> _What you need to do_:
Write out the material again exactly, please, and omit the pictures.

_____

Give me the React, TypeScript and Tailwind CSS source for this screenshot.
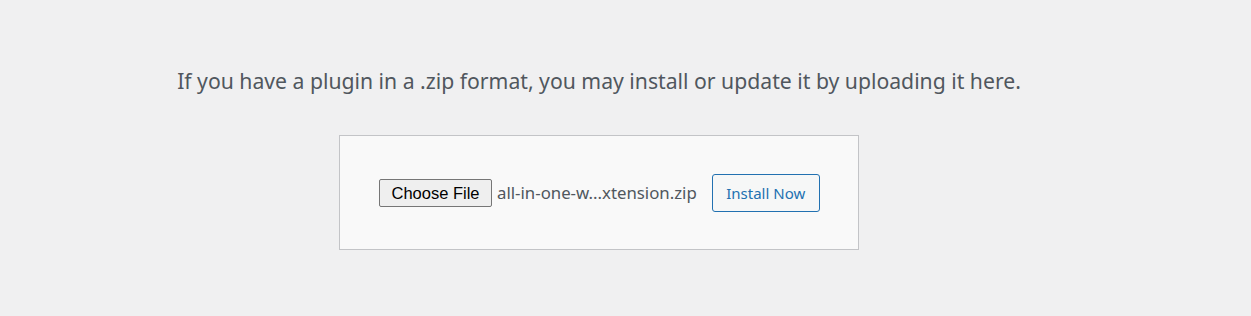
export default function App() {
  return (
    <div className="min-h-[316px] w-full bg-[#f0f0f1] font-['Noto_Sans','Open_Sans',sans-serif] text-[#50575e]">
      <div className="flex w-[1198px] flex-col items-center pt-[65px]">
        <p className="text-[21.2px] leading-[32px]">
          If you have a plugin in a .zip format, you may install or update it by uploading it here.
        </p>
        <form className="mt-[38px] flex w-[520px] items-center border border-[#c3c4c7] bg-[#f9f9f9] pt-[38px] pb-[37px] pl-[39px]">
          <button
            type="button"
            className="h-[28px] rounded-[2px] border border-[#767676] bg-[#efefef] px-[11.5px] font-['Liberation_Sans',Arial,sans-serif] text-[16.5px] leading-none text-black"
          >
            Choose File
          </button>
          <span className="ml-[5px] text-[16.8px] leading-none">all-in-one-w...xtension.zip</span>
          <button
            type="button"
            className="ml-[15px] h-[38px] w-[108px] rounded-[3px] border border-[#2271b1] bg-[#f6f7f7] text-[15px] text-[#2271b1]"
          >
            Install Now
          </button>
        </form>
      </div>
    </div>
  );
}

_____

> _Answer to the problem_:
Give me the React, TypeScript and Tailwind CSS source for this screenshot.
export default function App() {
  return (
    <div className="min-h-[316px] w-full bg-[#f0f0f1] font-['Noto_Sans','Open_Sans',sans-serif] text-[#50575e]">
      <div className="flex w-[1198px] flex-col items-center pt-[65px]">
        <p className="text-[21.2px] leading-[32px]">
          If you have a plugin in a .zip format, you may install or update it by uploading it here.
        </p>
        <form className="mt-[38px] flex w-[520px] items-center border border-[#c3c4c7] bg-[#f9f9f9] pt-[38px] pb-[37px] pl-[39px]">
          <button
            type="button"
            className="h-[28px] rounded-[2px] border border-[#767676] bg-[#efefef] px-[11.5px] font-['Liberation_Sans',Arial,sans-serif] text-[16.5px] leading-none text-black"
          >
            Choose File
          </button>
          <span className="ml-[5px] text-[16.8px] leading-none">all-in-one-w...xtension.zip</span>
          <button
            type="button"
            className="ml-[15px] h-[38px] w-[108px] rounded-[3px] border border-[#2271b1] bg-[#f6f7f7] text-[15px] text-[#2271b1]"
          >
            Install Now
          </button>
        </form>
      </div>
    </div>
  );
}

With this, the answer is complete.